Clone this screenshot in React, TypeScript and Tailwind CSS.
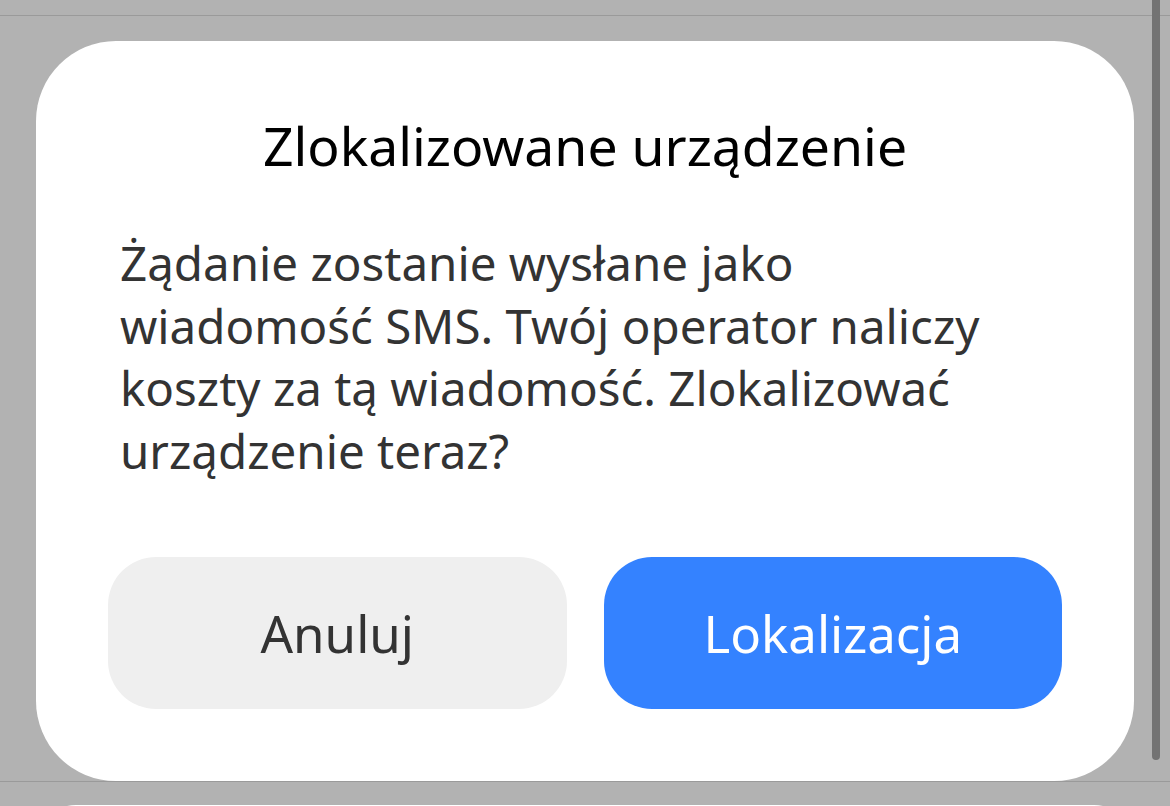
export default function App() {
    return (
        <div
            className="relative h-[806px] w-[1170px] overflow-hidden bg-[#b2b2b2]"
            style={{ fontFamily: '"Noto Sans", "Open Sans", sans-serif' }}
        >
            <div className="h-[16px] border-b border-[#9a9a9a]" />
            <div className="flex h-[765px] items-end pl-[36px] pr-[36px]">
                <div className="flex h-[740px] w-[1098px] flex-col rounded-[80px] bg-white px-[72px] pb-[72px] pt-[75px]">
                    <h1 className="text-center text-[53.5px] leading-[60px] text-black">
                        Zlokalizowane urządzenie
                    </h1>
                    <p className="mt-[56px] pl-[12px] text-[47.5px] leading-[62.5px] text-[#333333]">
                        Żądanie zostanie wysłane jako
                        <br />
                        wiadomość SMS. Twój operator naliczy
                        <br />
                        koszty za tą wiadomość. Zlokalizować
                        <br />
                        urządzenie teraz?
                    </p>
                    <div className="mt-auto flex gap-[37px]">
                        <button className="flex h-[152px] flex-1 items-center justify-center rounded-[48px] bg-[#efefef] text-[51px] text-[#333333]">
                            Anuluj
                        </button>
                        <button className="flex h-[152px] flex-1 items-center justify-center rounded-[48px] bg-[#3482ff] text-[51px] text-white">
                            Lokalizacja
                        </button>
                    </div>
                </div>
            </div>
            <div className="border-t border-[#9a9a9a]" />
            <div className="mx-[36px] mt-[23px] h-[40px] rounded-t-[40px] bg-white" />
            <div className="absolute right-[10px] top-0 h-[760px] w-[8px] rounded-b-full bg-[#737373]" />
        </div>
    );
}
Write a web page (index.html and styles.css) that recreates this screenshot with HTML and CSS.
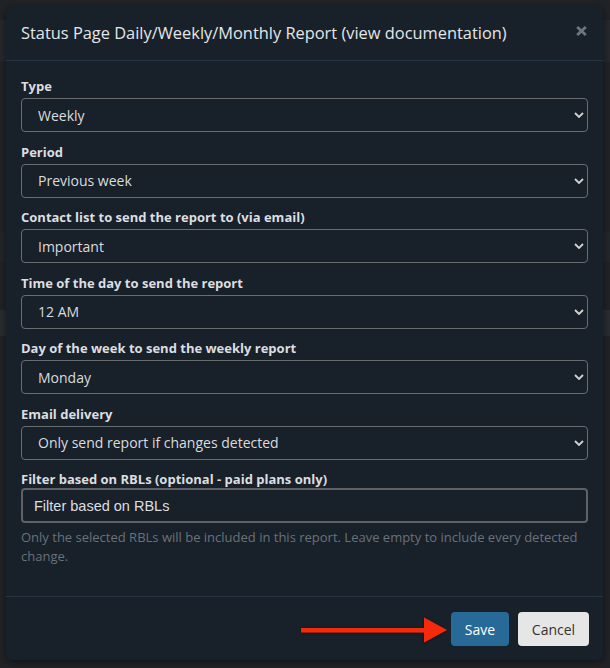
FILE: index.html
```html
<!DOCTYPE html>
<html>
<head>
<meta charset="utf-8">
<link rel="stylesheet" href="styles.css">
</head>
<body>
<div class="backdrop">
  <div class="bg-strip bg-a"></div>
  <div class="bg-strip bg-b"></div>
  <div class="bg-strip bg-c"></div>
</div>
<div class="modal">
  <div class="modal-header">
    <h4 class="modal-title">Status Page Daily/Weekly/Monthly Report (<span class="doc-link">view documentation</span>)</h4>
    <button class="close" aria-label="Close">
      <svg width="11" height="10" viewBox="0 0 11 10"><path d="M1.2 1 L9.8 9 M9.8 1 L1.2 9" stroke="#6e757c" stroke-width="2.8" fill="none"/></svg>
    </button>
  </div>
  <div class="modal-body">
    <div class="form-group">
      <label class="form-label">Type</label>
      <div class="select-wrap">
        <select class="form-select"><option>Weekly</option></select>
        <svg class="chev" width="10" height="6" viewBox="0 0 10 6"><path d="M1 1 L5 5 L9 1" stroke="#d4d4d4" stroke-width="1.8" fill="none"/></svg>
      </div>
    </div>
    <div class="form-group">
      <label class="form-label">Period</label>
      <div class="select-wrap">
        <select class="form-select"><option>Previous week</option></select>
        <svg class="chev" width="10" height="6" viewBox="0 0 10 6"><path d="M1 1 L5 5 L9 1" stroke="#d4d4d4" stroke-width="1.8" fill="none"/></svg>
      </div>
    </div>
    <div class="form-group">
      <label class="form-label">Contact list to send the report to (via email)</label>
      <div class="select-wrap">
        <select class="form-select"><option>Important</option></select>
        <svg class="chev" width="10" height="6" viewBox="0 0 10 6"><path d="M1 1 L5 5 L9 1" stroke="#d4d4d4" stroke-width="1.8" fill="none"/></svg>
      </div>
    </div>
    <div class="form-group">
      <label class="form-label">Time of the day to send the report</label>
      <div class="select-wrap">
        <select class="form-select"><option>12 AM</option></select>
        <svg class="chev" width="10" height="6" viewBox="0 0 10 6"><path d="M1 1 L5 5 L9 1" stroke="#d4d4d4" stroke-width="1.8" fill="none"/></svg>
      </div>
    </div>
    <div class="form-group">
      <label class="form-label">Day of the week to send the weekly report</label>
      <div class="select-wrap">
        <select class="form-select"><option>Monday</option></select>
        <svg class="chev" width="10" height="6" viewBox="0 0 10 6"><path d="M1 1 L5 5 L9 1" stroke="#d4d4d4" stroke-width="1.8" fill="none"/></svg>
      </div>
    </div>
    <div class="form-group">
      <label class="form-label">Email delivery</label>
      <div class="select-wrap">
        <select class="form-select"><option>Only send report if changes detected</option></select>
        <svg class="chev" width="10" height="6" viewBox="0 0 10 6"><path d="M1 1 L5 5 L9 1" stroke="#d4d4d4" stroke-width="1.8" fill="none"/></svg>
      </div>
    </div>
    <div class="form-group last">
      <label class="form-label tight">Filter based on RBLs (optional - paid plans only)</label>
      <input class="form-input" type="text" placeholder="Filter based on RBLs">
      <p class="help">Only the selected RBLs will be included in this report. Leave empty to include every detected change.</p>
    </div>
  </div>
  <div class="modal-footer">
    <button class="btn btn-primary">Save</button>
    <button class="btn btn-default">Cancel</button>
  </div>
</div>
<svg class="arrow" width="160" height="34" viewBox="0 0 160 34">
  <defs>
    <filter id="sh" x="-10%" y="-30%" width="120%" height="160%">
      <feDropShadow dx="0" dy="0.5" stdDeviation="1" flood-color="#000" flood-opacity="0.6"/>
    </filter>
  </defs>
  <g filter="url(#sh)" fill="#f52a0a">
    <rect x="1" y="15" width="127" height="4.5"/>
    <polygon points="124,4.5 147,17 124,29.5"/>
  </g>
</svg>
</body>
</html>
```

FILE: styles.css
```css
html, body {
  margin: 0;
  padding: 0;
}
body {
  background: #212327;
  width: 610px;
  height: 668px;
  overflow: hidden;
  position: relative;
  font-family: "Open Sans", "DejaVu Sans", sans-serif;
  padding: 6px 7px 8px 6px;
  box-sizing: border-box;
}
.backdrop {
  position: absolute;
  left: 0;
  top: 0;
  width: 610px;
  height: 668px;
}
.bg-strip {
  position: absolute;
  left: 0;
  width: 610px;
  background: #26292d;
}
.bg-a { top: 20px; height: 42px; }
.bg-b { top: 232px; height: 30px; background: #24272b; }
.bg-c { top: 310px; height: 26px; background: #2a2d31; }

.modal {
  position: relative;
  width: 597px;
  height: 654px;
  background: #18202a;
  border-radius: 6px;
  box-shadow: 0 2px 8px rgba(0, 0, 0, 0.5);
  display: flex;
  flex-direction: column;
  box-sizing: border-box;
}
.modal-header {
  display: flex;
  align-items: center;
  justify-content: space-between;
  padding: 15px 15px 15px 15px;
  border-bottom: 1px solid #253342;
}
.modal-title {
  margin: 0;
  font-weight: 400;
  font-size: 16.4px;
  line-height: 24px;
  color: #e4e6e8;
}
.close {
  background: none;
  border: 0;
  padding: 0;
  margin: -4px 1px 0 0;
  display: flex;
  cursor: pointer;
}
.modal-body {
  padding: 15px 15px 0 15px;
  flex: 1;
}
.form-group {
  margin-bottom: 9.5px;
}
.form-label {
  display: block;
  font-weight: 700;
  font-size: 13px;
  line-height: 20px;
  color: #dcdee0;
  margin-bottom: 2px;
}
.form-label.tight {
  margin-bottom: -1px;
}
.select-wrap {
  position: relative;
}
.form-select {
  -webkit-appearance: none;
  appearance: none;
  display: block;
  width: 100%;
  height: 34px;
  box-sizing: border-box;
  background: #18202a;
  border: 1px solid #6a6d70;
  border-radius: 4px;
  color: #dadcde;
  font-family: "Open Sans", "DejaVu Sans", sans-serif;
  font-size: 14px;
  padding: 0 20px 0 16px;
  outline: none;
}
.chev {
  position: absolute;
  right: 4px;
  top: 14px;
  pointer-events: none;
}
.form-input {
  display: block;
  width: 100%;
  height: 35px;
  box-sizing: border-box;
  background: #18202a;
  border: 2px solid #5f6164;
  border-radius: 4px;
  color: #dadcde;
  font-family: "Liberation Sans", Arial, sans-serif;
  font-size: 14.5px;
  padding: 0 11px;
  outline: none;
}
.form-input::placeholder {
  color: #dcdee0;
  opacity: 1;
}
.help {
  margin: 5px 0 0 0;
  font-size: 13px;
  line-height: 19px;
  color: #6b7179;
}
.modal-footer {
  display: flex;
  justify-content: flex-end;
  gap: 9px;
  padding: 15px 14px 14px 15px;
  border-top: 1px solid #253342;
}
.btn {
  height: 34px;
  border: 0;
  border-radius: 4px;
  font-family: "Open Sans", "DejaVu Sans", sans-serif;
  font-size: 14px;
  padding: 0 14px;
  cursor: pointer;
}
.btn-primary {
  background: #286a97;
  color: #ffffff;
  width: 58px;
  padding: 0;
}
.btn-default {
  background: #e6e6e6;
  color: #333333;
  width: 71px;
  padding: 0;
}
.arrow {
  position: absolute;
  left: 300px;
  top: 613px;
}
```
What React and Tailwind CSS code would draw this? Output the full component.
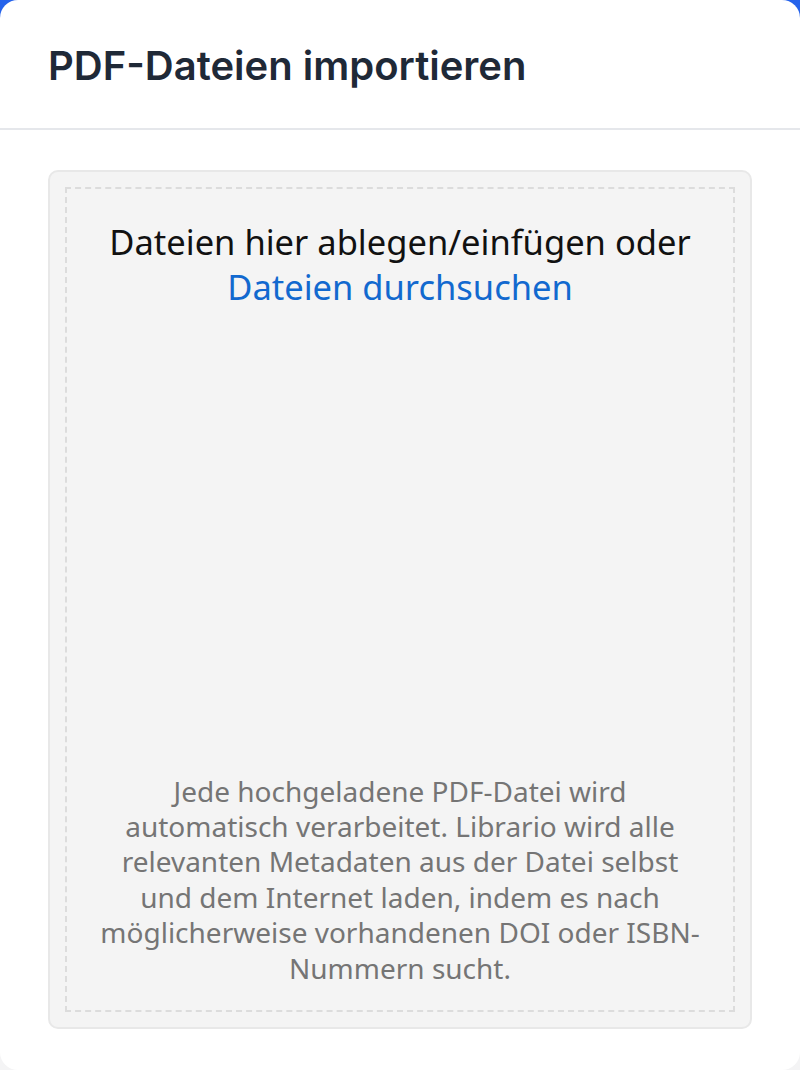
== == ==
DIRECTIONS FOR THIS TASK :: Go through the listing above and list every line that has the word "full".

EXERCISE OUTPUT ::
            <div className="absolute right-[10px] top-0 h-[760px] w-[8px] rounded-b-full bg-[#737373]" />
What React and Tailwind CSS code would draw this? Output the full component.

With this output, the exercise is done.